Thursday, April 21, 2005

Love and Marriage

I wouldn't trade being married for being single any day--not only am I madly in love with my wife, but I simply can't imagine going back to the dating rat race again after 11 years. But marriage can be damned peculiar, like an interpretative dance where one partner is doing The Spastic Sea Monkey and the other The Mashed Potato. Case in point? I got home last night after work and hugged my wife around the waist:

Cha: Oh my God I'm getting fat.
Me: Whatever! You are not. Kiss me.
Cha: My belly looks huge.
Me: Where's the remote?
Cha: Is your Mom going to Curves?
Me: She said she lost 16 pounds last month on the South Beach Diet. She's down to 480 pounds.
Cha: Shut up!
Me: Ok, ok...
Cha: I ate two ice cream sandwiches today.
Me: Well, if you're worried about gaining weight, that won't help.
Cha: I knew it! You DO think I'm fat!

This kind of thing goes on regularly now--Cha tells me how fat she thinks she is, how fat she feels, how much she's eaten, and I do my best not to fall into the trap she's setting for me, but inevitably I say the wrong thing because I'm either a tease or a jerk or both. Whatever I say gets translated/twisted into "you're fat," but not speaking isn't an option.

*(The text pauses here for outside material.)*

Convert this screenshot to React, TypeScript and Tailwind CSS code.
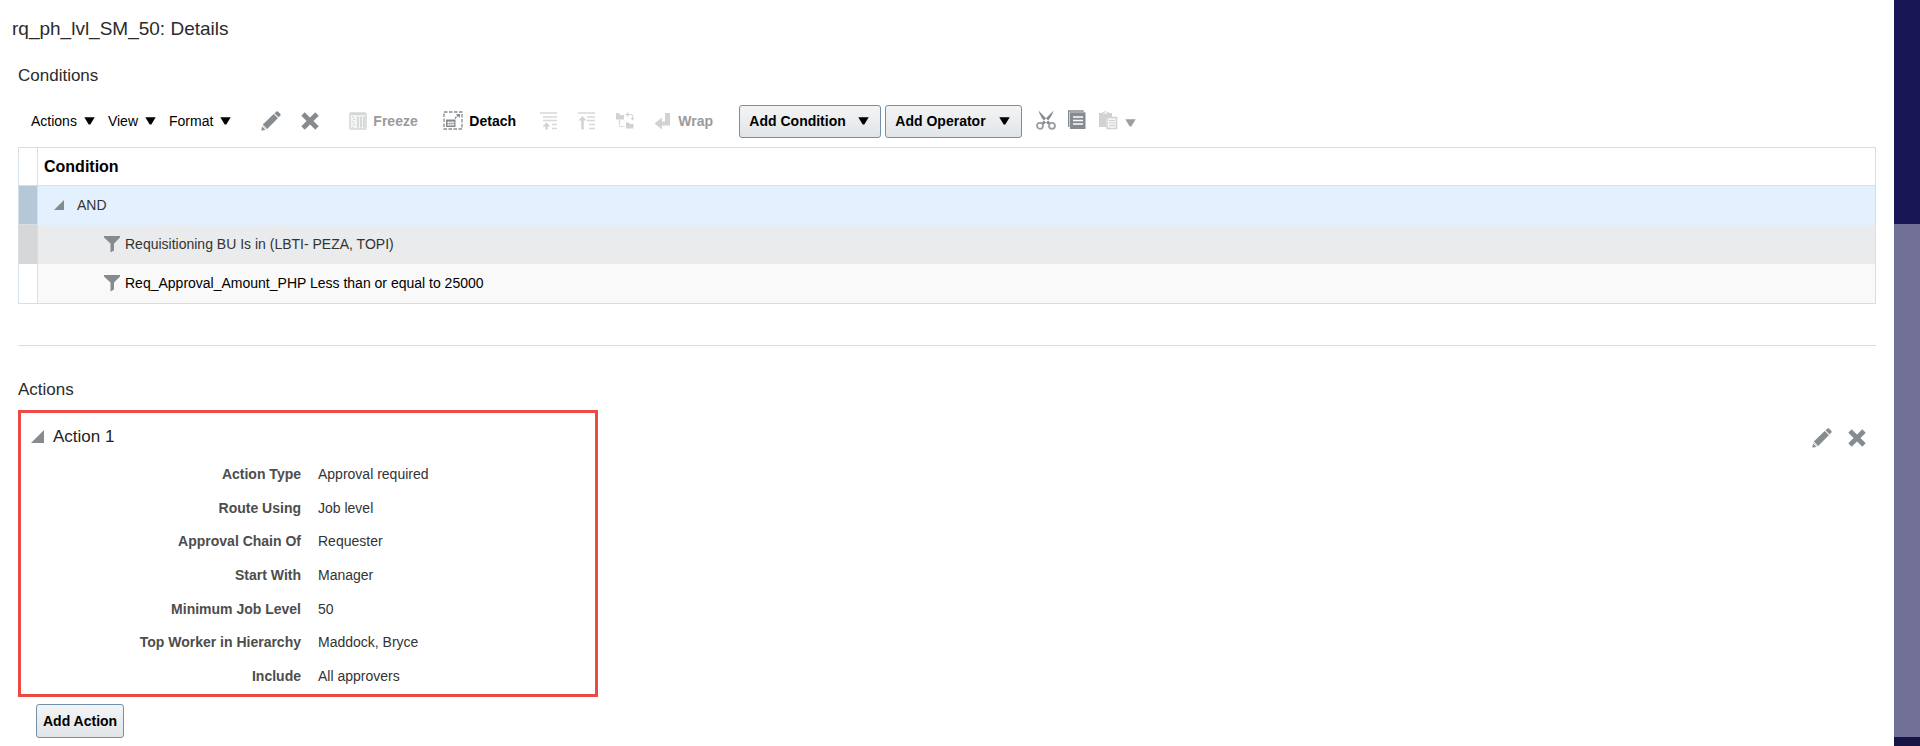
import type { ReactNode } from "react";
import { clsx } from "clsx";

interface ConditionRow {
  text: string;
  rowClass: string;
  handleClass: string;
}

const conditions: ConditionRow[] = [
  {
    text: "Requisitioning BU Is in (LBTI- PEZA, TOPI)",
    rowClass: "h-[39px] bg-[#eaebec] text-[#333333]",
    handleClass: "bg-[#d6d7d8]",
  },
  {
    text: "Req_Approval_Amount_PHP Less than or equal to 25000",
    rowClass: "h-10 bg-[#f9f9f9] text-black",
    handleClass: "bg-white",
  },
];

const actionFields = [
  { label: "Action Type", value: "Approval required" },
  { label: "Route Using", value: "Job level" },
  { label: "Approval Chain Of", value: "Requester" },
  { label: "Start With", value: "Manager" },
  { label: "Minimum Job Level", value: "50" },
  { label: "Top Worker in Hierarchy", value: "Maddock, Bryce" },
  { label: "Include", value: "All approvers" },
];

function Caret({ className = "text-black" }: { className?: string }) {
  return (
    <svg width="11" height="8" viewBox="0 0 11 8" className={className}>
      <path d="M0.3 0.3h10.4L6.3 7.6H4.7z" fill="currentColor" />
    </svg>
  );
}

function PencilIcon() {
  return (
    <svg width="20" height="20" viewBox="0 0 20 20" fill="#868b90">
      <path d="M0.3 19.6 1 15.5 4.5 19z" />
      <path d="M1.8 13.6 12.7 3.1l4.1 4.1L6.2 18z" />
      <path d="M13.6 2.2 15.2.7q1-.8 2 0l2 2q.9 1 0 2l-1.5 1.6z" />
      <path d="M13.1 2.7l4.2 4.1" stroke="#c9cbcd" strokeWidth="1" />
      <path d="M1.5 14.5l4 4" stroke="#c9cbcd" strokeWidth="1" />
    </svg>
  );
}

function CrossIcon() {
  return (
    <svg width="18" height="18" viewBox="0 0 18 18" fill="none">
      <path
        d="M3.7 3.7l10.6 10.6M14.3 3.7L3.7 14.3"
        stroke="#868b90"
        strokeWidth="4.8"
        strokeLinecap="square"
      />
    </svg>
  );
}

function FreezeIcon() {
  return (
    <svg width="18" height="18" viewBox="0 0 18 18" fill="none">
      <rect x="1" y="1" width="16" height="16" rx="1" fill="#f4f4f4" stroke="#d3d5d6" strokeWidth="1.5" />
      <path d="M1 2h16" stroke="#d3d5d6" strokeWidth="2" />
      <path d="M9 4.5v11M12 4.5v11M15 4.5v11" stroke="#cccecf" strokeWidth="1.5" />
      <path d="M3 5h2M4 7.5h2M3 10h2M4 12.5h2M3 15h2" stroke="#d3d5d6" />
    </svg>
  );
}

function DetachIcon() {
  return (
    <svg width="20" height="20" viewBox="0 0 20 20" fill="none" stroke="#868b90">
      <rect x="1" y="1" width="18" height="17" strokeWidth="1.3" strokeDasharray="3.5 1.5" />
      <path d="M3 8.5h9.5v7.5H3z" fill="#868b90" stroke="none" />
      <path d="M4 11.5h7.5M4 13.7h7.5M5.7 10v5M7.8 10v5M9.9 10v5" stroke="#ffffff" strokeWidth="0.7" />
      <path d="M12 7.5l3.5-3.5" strokeWidth="1.5" strokeDasharray="2 0.7" />
      <path d="M13 3h4v4z" fill="#868b90" stroke="none" />
    </svg>
  );
}

function GoUpIcon() {
  return (
    <svg width="18" height="18" viewBox="0 0 18 18" fill="none" stroke="#d6d8d9">
      <path d="M0 1h17M3 5h14M3 8.5h14M12 12.5h5M12 16.5h5" strokeWidth="1.5" />
      <path d="M6.5 17.5v-4" stroke="#d0d2d4" strokeWidth="2.5" />
      <path d="M2.5 14.5l4-4 4 4z" fill="#d0d2d4" stroke="none" />
    </svg>
  );
}

function GoTopIcon() {
  return (
    <svg width="18" height="18" viewBox="0 0 18 18" fill="none" stroke="#d6d8d9">
      <path d="M0 1h17M9 5h8M9 8.5h8M11 12.5h6M11 16.5h6" strokeWidth="1.5" />
      <path d="M4.5 17.5V7" stroke="#d0d2d4" strokeWidth="2.5" />
      <path d="M.5 8.5l4-4.5 4 4.5z" fill="#d0d2d4" stroke="none" />
    </svg>
  );
}

function ShowTreeIcon() {
  return (
    <svg width="18" height="18" viewBox="0 0 18 18" fill="#d0d2d4">
      <path d="M0 1h3l1 2h4v4.5H0zM10 10.5h3l1 1.5h3.5v4.5H10z" />
      <path
        d="M3.5 8v6.5H9M11 2.5h5.5V7"
        fill="none"
        stroke="#d6d8d9"
        strokeDasharray="5 0.7"
        strokeWidth="1.2"
      />
      <path d="M9.5 2.5 12.5 0v5zM14.5 6h4L16.5 8.5z" />
    </svg>
  );
}

function WrapIcon() {
  return (
    <svg width="18" height="18" viewBox="0 0 18 18" fill="#d0d2d4">
      <path d="M11 1h5v12.5H8v4L.5 11.500 8 5.500v4h3z" />
    </svg>
  );
}

function CutIcon() {
  return (
    <svg width="20" height="20" viewBox="0 0 20 20" fill="none">
      <path
        d="M2.5 0.5 14.5 13l-2.500 1.500Q4.500 8.500 2.500 0.500zM17.500 0.500 5.500 13l2.500 1.500Q15.500 8.500 17.500 0.500z"
        fill="#868b90"
      />
      <circle cx="4" cy="15.8" r="3" fill="#ffffff" stroke="#9b9fa3" strokeWidth="1.8" />
      <circle cx="16" cy="15.8" r="3" fill="#ffffff" stroke="#9b9fa3" strokeWidth="1.8" />
    </svg>
  );
}

function CopyIcon() {
  return (
    <svg width="18" height="20" viewBox="0 0 18 20" fill="none">
      <path d="M.7 17V1h15" stroke="#868b90" strokeWidth="1.4" />
      <path d="M2 2.3H17.5V19H2z" fill="#868b90" />
      <path d="M5 7h10M5 10.5h10M5 14h10" stroke="#ffffff" strokeWidth="1.3" />
    </svg>
  );
}

function PasteIcon() {
  return (
    <svg width="20" height="20" viewBox="0 0 20 20" fill="none">
      <path d="M1 3h13v4H8v10H1z" fill="#d0d2d4" />
      <path d="M4.5 4V2.5h1.5Q7.5 0 9 2.5h1.5V4z" fill="#ffffff" stroke="#d0d2d4" />
      <path d="M9 7.5h9.5V18.5H9z" fill="#f5f5f5" stroke="#d0d2d4" strokeWidth="1.5" />
      <path d="M11 10.5h6M11 13h6M11 15.5h6" stroke="#d0d2d4" />
    </svg>
  );
}

function FunnelIcon() {
  return (
    <svg width="16" height="18" viewBox="0 0 16 18" fill="#868b90">
      <path d="M0 1h16v1.5L10 8.5V15.5L6.5 17.5V8.5L0 2.5z" />
    </svg>
  );
}

function DisclosureIcon({ className }: { className?: string }) {
  return (
    <svg viewBox="0 0 14 14" className={clsx("shrink-0", className)} fill="#868b90">
      <path d="M14 0v14H0z" />
    </svg>
  );
}

function MenuButton({ children }: { children: ReactNode }) {
  return (
    <button type="button" className="flex items-center gap-[7px] pb-0.5 text-black">
      {children}
      <Caret />
    </button>
  );
}

function BoxButton({ children, className }: { children: ReactNode; className?: string }) {
  return (
    <button
      type="button"
      className={clsx(
        "flex items-center rounded-[3px] border border-[#7290ab] bg-linear-to-b from-[#f3f4f5] to-[#e1e5e8] font-bold text-black",
        className,
      )}
    >
      {children}
    </button>
  );
}

function Toolbar() {
  return (
    <div className="flex h-[33px] items-center pl-[13px]">
      <div className="flex gap-[13px]">
        <MenuButton>Actions</MenuButton>
        <MenuButton>View</MenuButton>
        <MenuButton>Format</MenuButton>
      </div>
      <div className="ml-[30px] flex items-center gap-5 pb-0.5">
        <button type="button" aria-label="Edit">
          <PencilIcon />
        </button>
        <button type="button" aria-label="Delete">
          <CrossIcon />
        </button>
      </div>
      <button
        type="button"
        disabled
        className="ml-[30px] flex w-[94px] items-center gap-[6px] pb-0.5 font-bold text-[#9b9b9b]"
      >
        <FreezeIcon />
        Freeze
      </button>
      <button type="button" className="flex w-[97px] items-center gap-[6px] pb-0.5 font-bold text-black">
        <DetachIcon />
        Detach
      </button>
      <div className="flex items-center gap-5 pb-0.5">
        <button type="button" disabled aria-label="Go Up">
          <GoUpIcon />
        </button>
        <button type="button" disabled aria-label="Go to Top">
          <GoTopIcon />
        </button>
        <button type="button" disabled aria-label="Show as Top">
          <ShowTreeIcon />
        </button>
        <button type="button" disabled className="flex w-[85px] items-center gap-[6px] font-bold text-[#9b9b9b]">
          <WrapIcon />
          Wrap
        </button>
      </div>
      <div className="flex gap-1">
        <BoxButton className="h-[33px] w-[142px] justify-between pr-[11px] pb-0.5 pl-[9px]">
          Add Condition
          <Caret />
        </BoxButton>
        <BoxButton className="h-[33px] w-[137px] justify-between pr-[11px] pb-0.5 pl-[9px]">
          Add Operator
          <Caret />
        </BoxButton>
      </div>
      <div className="ml-[14px] flex items-center gap-3 pb-1">
        <button type="button" aria-label="Cut">
          <CutIcon />
        </button>
        <button type="button" aria-label="Copy">
          <CopyIcon />
        </button>
        <button type="button" disabled className="flex items-end gap-[7px]" aria-label="Paste">
          <PasteIcon />
          <span className="pb-[3px]">
            <Caret className="text-[#9b9fa3]" />
          </span>
        </button>
      </div>
    </div>
  );
}

function ConditionTable() {
  return (
    <table className="mt-[9px] w-full border-collapse border border-[#d6dfe6] text-left">
      <thead>
        <tr className="h-[38px] border-b border-[#d6dfe6]">
          <td className="w-[19px] border-r border-[#d6dfe6]" />
          <th className="pl-[6px] text-base font-bold text-black">Condition</th>
        </tr>
      </thead>
      <tbody>
        <tr className="h-[39px] bg-[#e3f1ff] text-[#333333]">
          <td className="border-r border-b border-[#d6dfe6] bg-[#b4c8d8]" />
          <td className="pl-4">
            <div className="flex items-center gap-[13px]">
              <button type="button" aria-label="Collapse AND">
                <DisclosureIcon className="size-[10px]" />
              </button>
              AND
            </div>
          </td>
        </tr>
        {conditions.map((row) => (
          <tr key={row.text} className={row.rowClass}>
            <td className={clsx("border-r border-[#d6dfe6]", row.handleClass)} />
            <td className="pl-[66px]">
              <div className="flex items-center gap-[5px]">
                <FunnelIcon />
                {row.text}
              </div>
            </td>
          </tr>
        ))}
      </tbody>
    </table>
  );
}

function ActionPanel() {
  return (
    <div className="mt-2 flex items-start justify-between">
      {/* Highlighted action */}
      <div className="w-[580px] border-3 border-[#ed4a45] pt-3 pb-px">
        <h3 className="flex items-center gap-[9px] pl-[10px] text-[17px] leading-6 text-[#222222]">
          <button type="button" aria-label="Collapse Action 1" className="pb-0.5">
            <DisclosureIcon className="size-[13px]" />
          </button>
          Action 1
        </h3>
        <dl className="mt-2 grid h-[236px] grid-rows-7">
          {actionFields.map((field) => (
            <div key={field.label} className="flex items-center gap-[17px]">
              <dt className="w-[280px] text-right font-bold text-[#4d4d4d]">{field.label}</dt>
              <dd className="text-[#333333]">{field.value}</dd>
            </div>
          ))}
        </dl>
      </div>
      <div className="flex items-center gap-4 pt-[18px] pr-[10px]">
        <button type="button" aria-label="Edit Action 1">
          <PencilIcon />
        </button>
        <button type="button" aria-label="Delete Action 1">
          <CrossIcon />
        </button>
      </div>
    </div>
  );
}

export default function App() {
  return (
    <div className="flex min-h-screen bg-white font-['Liberation_Sans',Arial,sans-serif] text-sm">
      <main className="min-w-0 flex-1 px-[18px] pb-[6px]">
        <h1 className="-ml-[6px] pt-[17px] text-[19px] leading-6 text-[#2b2b2b]">rq_ph_lvl_SM_50: Details</h1>
        <h2 className="mt-[23px] mb-[17px] text-[17px] leading-6 text-[#2b2b2b]">Conditions</h2>
        <Toolbar />
        <ConditionTable />
        <hr className="mt-[41px] border-[#d6dfe6]" />
        <h2 className="mt-8 text-[17px] leading-6 text-[#2b2b2b]">Actions</h2>
        <ActionPanel />
        <BoxButton className="mt-[7px] ml-[18px] h-[34px] px-[6px]">Add Action</BoxButton>
      </main>
      {/* Page edge behind the dialog */}
      <div className="flex w-[26px] shrink-0 flex-col bg-[#717197]">
        <div className="h-56 bg-[#181655]" />
        <div className="flex-1" />
        <div className="h-[9px] bg-[#161546]" />
      </div>
    </div>
  );
}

She has gained weight since we've been married--so have I. Big deal! She weighed 110 pounds then, and she still looks muy sexy to me--in fact, I luxuriate in her tiny pot belly and her overwhelmingly charming derriere, and I tell her all the time how hot I think she is. What I don't understand is that strange need to entrap me into saying something negative. I don't run around saying "I'm an unambitious, pasty, paunchy, chinless, moon-faced bit o' white trash" all the time, trying to goad her into confirming my lack of self-worth.

Explain this behavior to me!

She also told me her "freaky" dream from the night before, and blamed me because I was watching 100 Scariest Movies which scared her. "I was in the bathroom and I killed 12 very small people in a row and hid them from you. They were helpless and I shot them all and poked them with sticks until they were dead, and I knew I would do it again every year because I'm a psychokiller."

This dream has nothing to do with Scariest Movie moments.